I ran initdb /usr/local/var/postgres -E utf8 but got this:

The files belonging to this database system will be owned by user "atal421".
This user must also own the server process.

The database cluster will be initialized with locale "en_US.UTF-8".
The default text search configuration will be set to "english".

initdb: directory "/usr/local/var/postgres" exists but is not empty
If you want to create a new database system, either remove or empty
the directory "/usr/local/var/postgres" or run initdb
with an argument other than "/usr/local/var/postgres".

so, I rm -rf the postgres folder and ran it again:

 initdb /usr/local/var/postgres -E utf8

it said everything was okay:

Success. You can now start the database server using:

    postgres -D /usr/local/var/postgres

so, I ran that command and got:

postgres -D /usr/local/var/postgres


FATAL:  lock file "postmaster.pid" already exists
HINT:  Is another postmaster (PID 13731) running in data directory "/usr/local/var/postgres"?

Now when I look at my Activity Monitor I can see 6 instances of postgress.

How do I fix this?

AdamT

Posted 2013-02-16T16:31:06.023

Reputation: 893

You probably see one instance of postgres with a postmaster and five utility backends. PostgreSQL is a multi-process architecture. – Craig Ringer – 2013-02-17T23:39:36.837

Answers

113

Public service announcement: never delete postmaster.pid. Really. Great way to get data corruption.

You already had PostgreSQL installed, and you deleted the data dir without stopping the running server. So you now have some orphan PostgreSQL server processes that are managing data files that've been deleted, so they're no longer accessible in the file system and will be fully deleted when the last open file handle to them is closed. You can't use pg_ctl to shut the server down like normal because you've deleted the cluster datadir, so you must simply kill the processes. Kill the postmaster (do not use kill -9, just an ordinary kill will do) and the rest will shut down too.

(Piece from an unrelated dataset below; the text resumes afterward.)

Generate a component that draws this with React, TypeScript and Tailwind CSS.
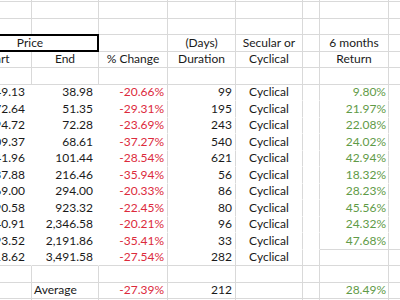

You will then be able to start a new server in the datadir against the freshly initdb'd data.

It is highly likely that you will experience conflicts down the track unless you uninstall the other older version of PostgreSQL.

In a nutshell:

cat /usr/local/var/postgres/postmaster.pid

Note down the number on the first line, which is the pid of the postmaster.

Verify with ps that the pid is that of a postgres postmaster.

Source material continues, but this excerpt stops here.